::: Dataset extract :::

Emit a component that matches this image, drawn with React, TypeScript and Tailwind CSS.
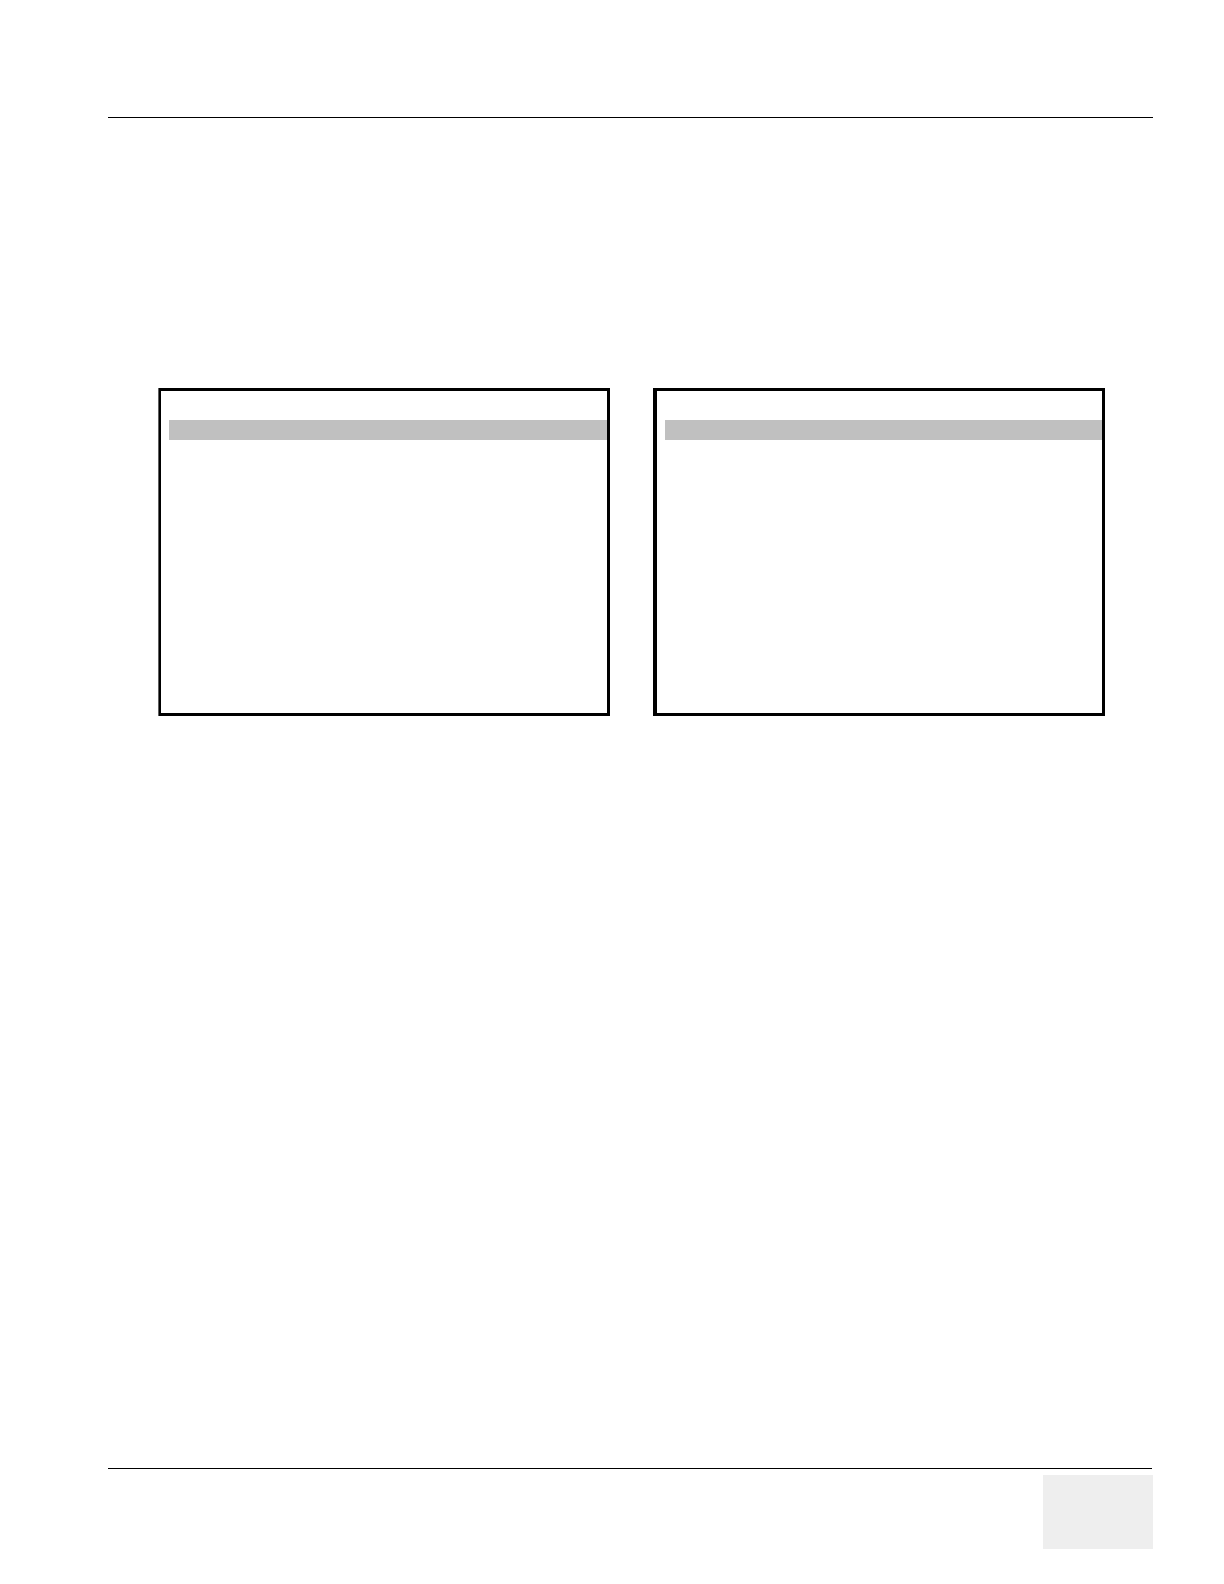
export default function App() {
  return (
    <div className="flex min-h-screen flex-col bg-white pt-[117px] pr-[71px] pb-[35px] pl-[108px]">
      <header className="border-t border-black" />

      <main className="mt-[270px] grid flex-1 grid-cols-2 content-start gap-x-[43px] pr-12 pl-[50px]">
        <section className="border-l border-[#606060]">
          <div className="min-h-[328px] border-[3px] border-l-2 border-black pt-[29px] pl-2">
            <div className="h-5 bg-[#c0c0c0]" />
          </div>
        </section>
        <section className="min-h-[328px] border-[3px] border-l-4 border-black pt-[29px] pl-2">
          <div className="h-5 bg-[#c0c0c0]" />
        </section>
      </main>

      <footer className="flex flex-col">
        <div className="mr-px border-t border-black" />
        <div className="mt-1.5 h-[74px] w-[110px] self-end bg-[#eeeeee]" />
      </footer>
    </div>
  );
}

:::

Using the data above, write out every line exactly, leaving the images behind.

Emit a component that matches this image, drawn with React, TypeScript and Tailwind CSS.
export default function App() {
  return (
    <div className="flex min-h-screen flex-col bg-white pt-[117px] pr-[71px] pb-[35px] pl-[108px]">
      <header className="border-t border-black" />

      <main className="mt-[270px] grid flex-1 grid-cols-2 content-start gap-x-[43px] pr-12 pl-[50px]">
        <section className="border-l border-[#606060]">
          <div className="min-h-[328px] border-[3px] border-l-2 border-black pt-[29px] pl-2">
            <div className="h-5 bg-[#c0c0c0]" />
          </div>
        </section>
        <section className="min-h-[328px] border-[3px] border-l-4 border-black pt-[29px] pl-2">
          <div className="h-5 bg-[#c0c0c0]" />
        </section>
      </main>

      <footer className="flex flex-col">
        <div className="mr-px border-t border-black" />
        <div className="mt-1.5 h-[74px] w-[110px] self-end bg-[#eeeeee]" />
      </footer>
    </div>
  );
}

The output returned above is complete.